Kafka's Soup October 6, 2007 Very happy with the 2 copies of this book. They arrived safely packed and very prompt. Many thanks.
Sophomoric, trite and stupid July 26, 2007 1 out of 5 found this review helpful
It is no wonder this $14.95 little book sells new for $3 at Amazon. Once you see how bad it is you couldn't give it away. To anyone who is REALLY interested in authors and their food, this is embarrassingly bad, and a terrible read. It should come with Malox.
Blackjacks and Literary Cuisine February 21, 2007 2 out of 2 found this review helpful
Crick has produced a small but rich volume that pays homage to writers from Homer to Raymond Chandler and if there is a false note struck anywhere, I cannot detect it. As an added bonus, the recipes look to be perfectly wonderful all by themselves.
Crick begins with the hilarious Chandler shtick centered on Lamb with Dill Sauce. "It was time to deal with the butter and flour so I mixed them together into a paste and added it to the stock. There wasn't a whisk, so using my blackjack I beat out any lumps until the paste was smooth." Almost makes me sorry I come equipped with three different whisks and not a blackjack in sight.

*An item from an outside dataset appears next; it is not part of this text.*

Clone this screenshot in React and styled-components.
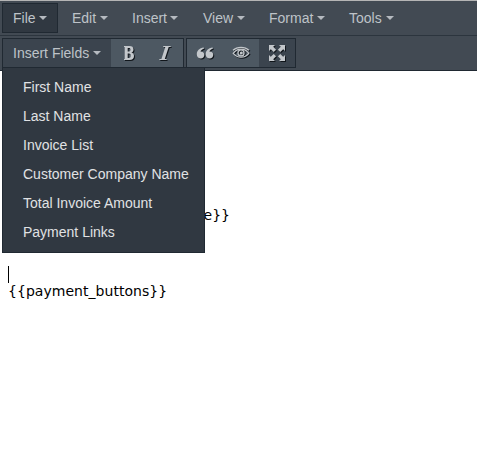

Speaking in the articulate phrasing of the Marquis de Sade, Crick manages to make fun of politically correct cuisine with its "naive trust in low-fat yogurt" and celebrate the sensuality of food with a story about an innocent maiden forced to observe a hypocritical judge as he lecherously prepares Boned Stuffed Poussins. Makes you quiver, it does.

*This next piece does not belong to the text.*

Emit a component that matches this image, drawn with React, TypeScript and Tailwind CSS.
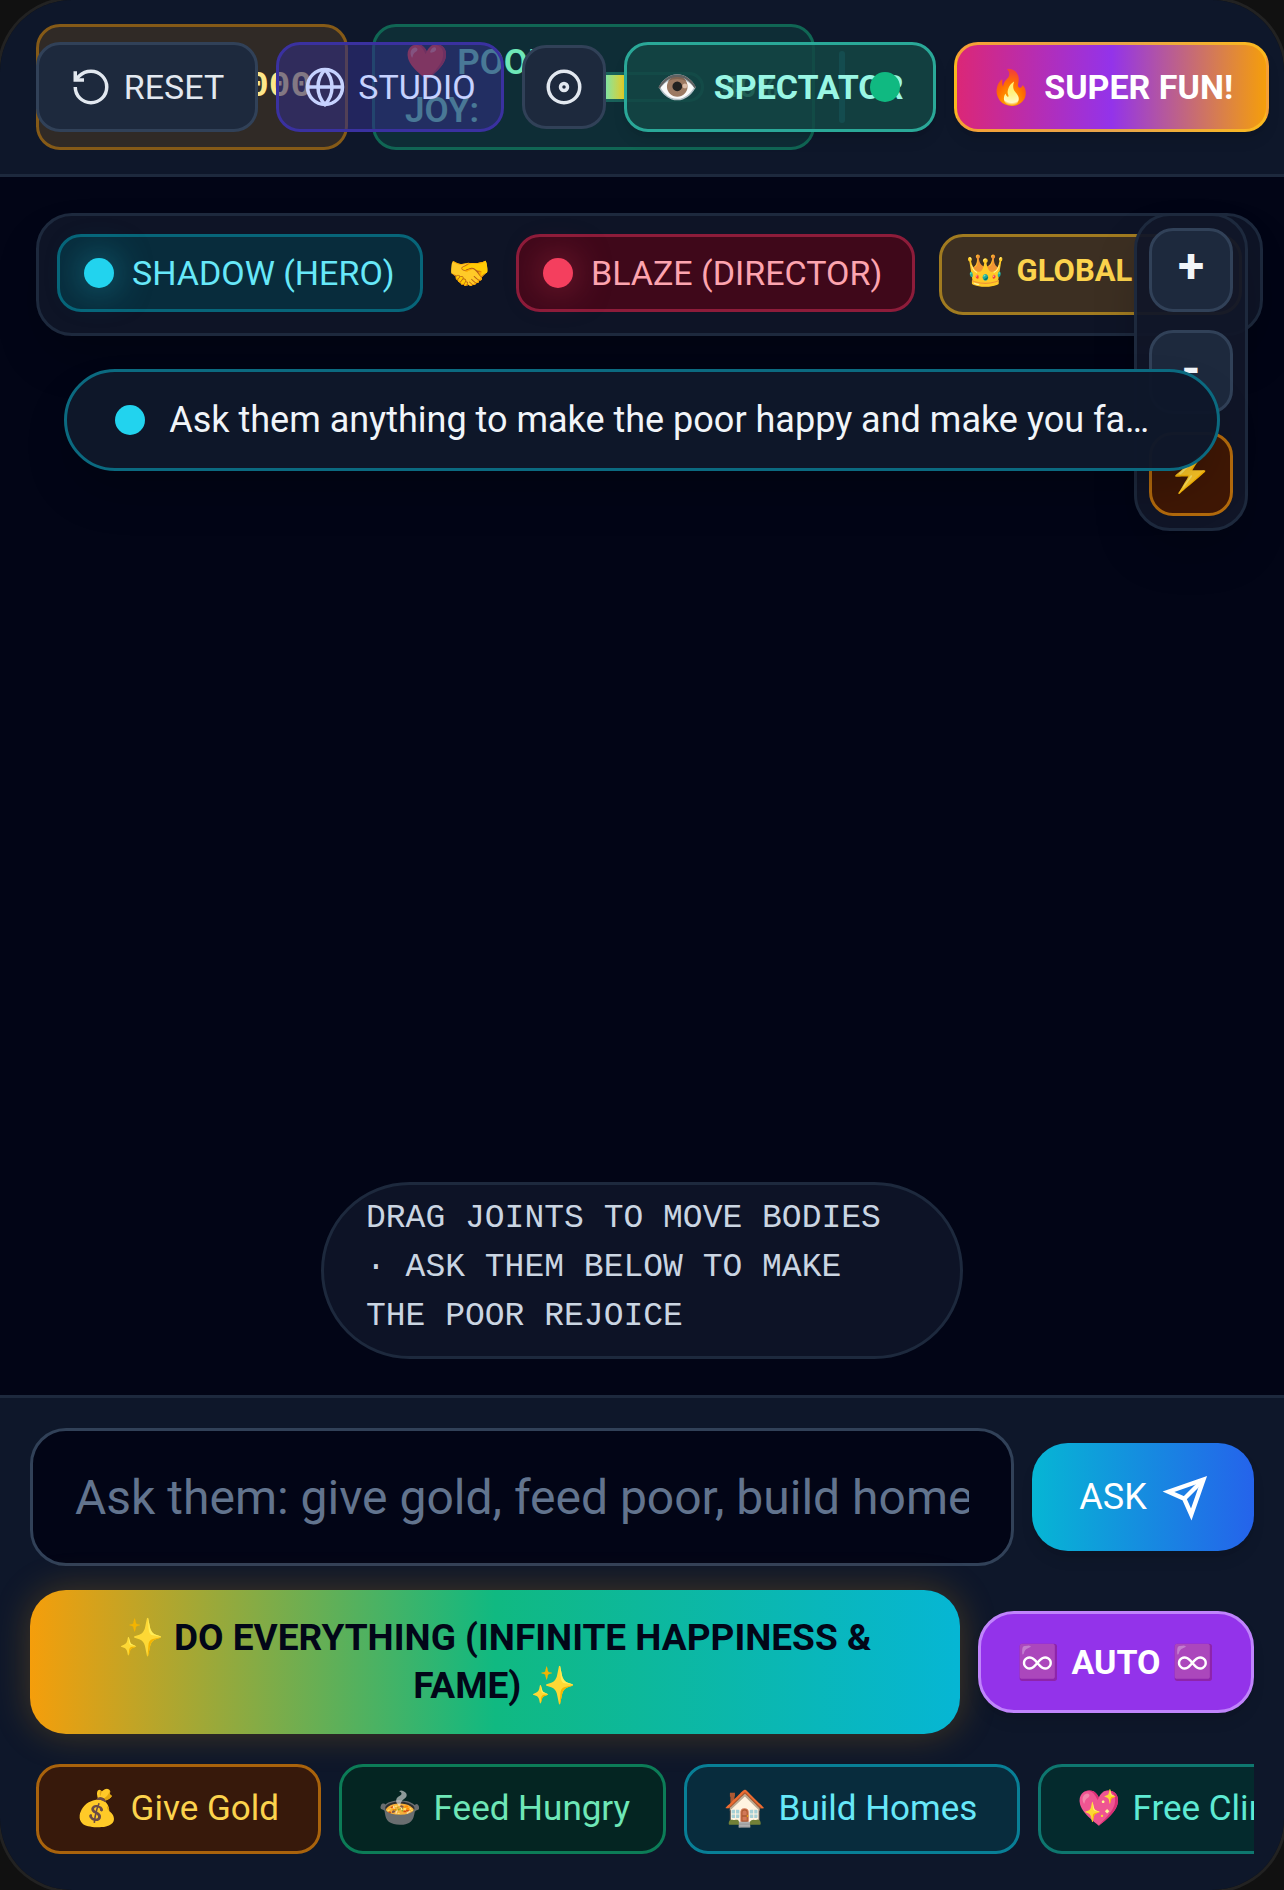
import clsx from 'clsx';

const font = 'font-[Roboto,"Noto_Color_Emoji",sans-serif]';

const chips = [
  { icon: '💰', label: 'Give Gold', className: 'w-[285px] border-[#a9630c] bg-[#37190b] text-[#fcd34d]' },
  { icon: '🍲', label: 'Feed Hungry', className: 'w-[327px] border-[#0c7c57] bg-[#042522] text-[#6ee7b7]' },
  { icon: '🏠', label: 'Build Homes', className: 'w-[336px] border-[#087f96] bg-[#082c3d] text-[#67e8f9]' },
  { icon: '💖', label: 'Free Clinics', className: 'w-[336px] border-[#0e776f] bg-[#042a2d] text-[#5eead4]' },
];

function ResetIcon() {
  return (
    <svg className="size-[42px] shrink-0" viewBox="0 0 24 24" fill="none" stroke="currentColor" strokeWidth="2">
      <path d="M3 12a9 9 0 1 0 9-9 9.75 9.75 0 0 0-6.74 2.74L3 8" />
      <path d="M3 3v5h5" />
    </svg>
  );
}

function GlobeIcon() {
  return (
    <svg className="size-[42px] shrink-0" viewBox="0 0 24 24" fill="none" stroke="currentColor" strokeWidth="2">
      <circle cx="12" cy="12" r="10" />
      <path d="M12 2a14.5 14.5 0 0 0 0 20 14.5 14.5 0 0 0 0-20" />
      <path d="M2 12h20" />
    </svg>
  );
}

function RecordIcon() {
  return (
    <svg className="size-[42px] shrink-0" viewBox="0 0 24 24" fill="none" stroke="currentColor" strokeWidth="2">
      <circle cx="12" cy="12" r="9" />
      <circle cx="12" cy="12" r="2" />
    </svg>
  );
}

function SendIcon() {
  return (
    <svg className="size-[42px] shrink-0 overflow-visible" viewBox="0 0 24 24" fill="none" stroke="currentColor" strokeWidth="2.5">
      <path d="m22 2-7 20-4-9-9-4Z" />
      <path d="M22 2 11 13" />
    </svg>
  );
}

function Header() {
  return (
    <header className="relative border-b-[3px] border-slate-800 bg-[#0e172a] px-9 py-6">
      <div className="flex items-center gap-6">
        <div className="flex h-[126px] w-[312px] items-center justify-end rounded-3xl border-[3px] border-[#855a17] bg-[#302a26] pr-[33px] font-['Liberation_Mono',monospace] text-[36px] font-bold text-[#fde68a]">
          <span>1,000,000</span>
        </div>
        <div className="flex h-[126px] w-[443px] items-center gap-[18px] rounded-3xl border-[3px] border-[#106654] bg-[#0e2d36] px-[30px] text-[35px] leading-[48px] font-semibold whitespace-nowrap text-[#6ee7b7]">
          <span className="w-[140px] shrink-0">
            ❤️ POOR
            <br />
            JOY:
          </span>
          <div className="h-[30px] w-[141px] shrink-0 overflow-hidden rounded-full border-[3px] border-[#19625a] bg-[#0e2d36]">
            <div className="h-full w-[45%] bg-linear-to-r/srgb from-[#6ee7b7] from-60% to-[#facc15]" />
          </div>
          <span className="text-[30px]">40%</span>
        </div>
        <div className="h-[72px] w-[6px] rounded-full bg-[#1f6f8a]" />
      </div>

      {/* Controls float over the stats */}
      <div className="absolute inset-x-9 top-[42px] flex items-center gap-[18px] text-[34px] whitespace-nowrap">
        <button className="flex h-[90px] w-[222px] shrink-0 items-center justify-center gap-3 rounded-3xl border-[3px] border-slate-700 bg-slate-800 text-slate-200">
          <ResetIcon />
          RESET
        </button>
        <button className="flex h-[90px] w-[228px] shrink-0 items-center justify-center gap-3 rounded-3xl border-[3px] border-[#3a31a0] bg-[#312e81]/60 text-indigo-200">
          <GlobeIcon />
          STUDIO
        </button>
        <button aria-label="Record" className="flex size-[84px] shrink-0 items-center justify-center rounded-3xl border-[3px] border-slate-700 bg-slate-800 text-slate-200">
          <RecordIcon />
        </button>
        <button className="relative flex h-[90px] w-[312px] shrink-0 items-center justify-center gap-[15px] rounded-3xl border-[3px] border-[#2aa898] bg-[#134644]/85 font-bold text-[#99f6e4] shadow-lg">
          <span>👁️</span>
          SPECTATOR
          <span className="absolute top-[27px] right-[33px] size-[30px] rounded-full bg-[#10b981]" />
        </button>
        <button className="flex h-[90px] w-[315px] shrink-0 items-center justify-center gap-3 rounded-3xl border-[3px] border-[#fbbf24]/80 bg-linear-to-r/srgb from-[#db2777] via-[#9333ea] to-[#f59e0b] font-bold text-white shadow-lg">
          <span>🔥</span>
          SUPER FUN!
        </button>
      </div>
    </header>
  );
}

function TeamBar() {
  return (
    <div className="ml-9 flex w-[1227px] items-start gap-6 rounded-[36px] border-[3px] border-slate-800 bg-[#0e1426] p-[18px] text-[34px] whitespace-nowrap shadow-2xl">
      <div className="flex h-[78px] w-[366px] shrink-0 items-center gap-[18px] rounded-3xl border-[3px] border-[#076579] bg-[#082c3c] px-6 text-[#67e8f9]">
        <span className="size-[30px] rounded-full bg-[#22d3ee] shadow-[0_0_36px_#22d3ee80]" />
        SHADOW (HERO)
      </div>
      <span className="flex h-[78px] w-[45px] shrink-0 items-center justify-center">🤝</span>
      <div className="flex h-[78px] w-[399px] shrink-0 items-center gap-[18px] rounded-3xl border-[3px] border-[#8d1c3a] bg-[#3f081a] px-6 text-[#fda4af]">
        <span className="size-[30px] rounded-full bg-[#f43f5e] shadow-[0_0_36px_#f43f5e80]" />
        BLAZE (DIRECTOR)
      </div>
      <div className="flex h-[81px] w-[303px] shrink-0 items-center gap-3 rounded-3xl border-[3px] border-[#a17b20] bg-[#3c2f22] px-6 pb-[6px] text-[31px] font-bold text-[#fcd34d]">
        <span>👑</span>
        GLOBAL
      </div>
    </div>
  );
}

function SideTools() {
  const button = 'flex size-[84px] items-center justify-center rounded-3xl border-[3px] font-bold';
  return (
    <div className="absolute top-9 right-9 flex flex-col gap-[18px] rounded-[36px] border-[3px] border-slate-800 bg-[#111628]/95 p-3 shadow-2xl">
      <button className={clsx(button, 'border-slate-700 bg-slate-800 pb-[9px] text-[48px] text-slate-100')}>+</button>
      <button className={clsx(button, 'border-slate-700 bg-slate-800 pb-[6px] text-[48px] text-slate-100')}>-</button>
      <button className={clsx(button, 'border-[#b36a0c] bg-[#3f1705] text-[36px] text-[#fcd34d]')}>⚡</button>
    </div>
  );
}

function Stage() {
  return (
    <main className="relative flex h-[1218px] flex-col overflow-hidden bg-[#020516] pt-9">
      <TeamBar />
      <SideTools />
      <div className="relative mt-[33px] flex h-[102px] w-9/10 items-center gap-6 self-center rounded-full border-[3px] border-[#0b6a80] bg-[#0e172a]/98 px-12 text-[36px] text-slate-100 shadow-2xl">
        <span className="size-[30px] shrink-0 rounded-full bg-[#22d3ee]" />
        <p className="truncate">Ask them anything to make the poor happy and make you famous!</p>
      </div>
      <p className="mt-auto mb-9 w-1/2 self-center rounded-full border-[3px] border-slate-800 bg-[#0d1326] px-[42px] pt-[9px] pb-[15px] font-['Liberation_Mono',monospace] text-[33px] leading-[49px] text-slate-300">
        DRAG JOINTS TO MOVE BODIES · ASK THEM BELOW TO MAKE THE POOR REJOICE
      </p>
    </main>
  );
}

function AskPanel() {
  return (
    <footer className="flex flex-col gap-6 border-t-[3px] border-slate-800 bg-[#0e172a] px-[30px] pt-[30px] pb-9">
      <form className="flex items-center gap-[18px]" onSubmit={(e) => e.preventDefault()}>
        <input
          type="text"
          aria-label="Ask them"
          placeholder="Ask them: give gold, feed poor, build homes..."
          className="h-[138px] min-w-0 flex-1 rounded-[36px] border-[3px] border-slate-700 bg-[#020516] px-[42px] text-[48px] text-slate-100 placeholder:text-slate-500"
        />
        <button className="flex h-[108px] w-[222px] items-center justify-center gap-[18px] rounded-[36px] bg-linear-to-r/srgb from-[#06b6d4] to-[#2563eb] text-[36px] text-white shadow-lg">
          ASK
          <SendIcon />
        </button>
      </form>

      <div className="flex items-center gap-[18px]">
        <button className="h-[144px] min-w-0 flex-1 rounded-[36px] bg-linear-to-r/srgb from-[#f59e0b] via-[#10b981] to-[#06b6d4] px-12 text-[37px] leading-[48px] font-bold text-slate-950 shadow-[0_0_36px_#f59e0b40]">
          ✨ DO EVERYTHING (INFINITE HAPPINESS &amp; FAME) ✨
        </button>
        <button className="flex h-[102px] w-[276px] items-center justify-center gap-3 rounded-[36px] border-[3px] border-[#c084fc] bg-[#9333ea] text-[34px] font-bold whitespace-nowrap text-white shadow-lg">
          <span>♾️</span>
          AUTO
          <span>♾️</span>
        </button>
      </div>

      <div className="flex gap-[18px] overflow-hidden pt-[6px] pl-[6px] text-[35px]">
        {chips.map((chip) => (
          <button
            key={chip.label}
            className={clsx('flex h-[90px] shrink-0 items-center gap-3 rounded-3xl border-[3px] px-9 whitespace-nowrap', chip.className)}
          >
            <span>{chip.icon}</span>
            {chip.label}
          </button>
        ))}
      </div>
    </footer>
  );
}

export default function App() {
  return (
    <div className={clsx('min-h-screen bg-[#111111]', font)}>
      <div className="overflow-hidden rounded-[72px] shadow-[0_0_0_3px_#222222]">
        <Header />
        <Stage />
        <AskPanel />
      </div>
    </div>
  );
}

The Harold Pinter playlet titled "Cheese on Toast" features ciabatta and eggplant and mozzarella and, I swear it, you can taste the results before you've finished reading. My tummy growls in frustration for I have none of the aforementioned ingredients on hand.
So far, my favorite is the gem in the voice of Gabriel Garcia Marquez, titled "Coq au Vin." There is a priest tormented by mosquitos and a mulatta cook who prepares a last meal for a murderer, Fidel Agosto Santiago, and the meal is the tough carcass of the fabled fighting cock, El Jaguaracito, donated by its owner, the Syrian. It's all there -- drama, rich characterization and food so wonderful it will make you weep.
I love to read and I love to cook. It's hard to imagine a single book that combines those two pleasures more perfectly than this one does. This book will hold a place of pride and joy in my cookbook collection. Now -- I wonder if I can find a blackjack on eBay?
Cook-reader's treat January 18, 2007 1 out of 2 found this review helpful
this is so much fun for someone who not only loves to read but loves to cook.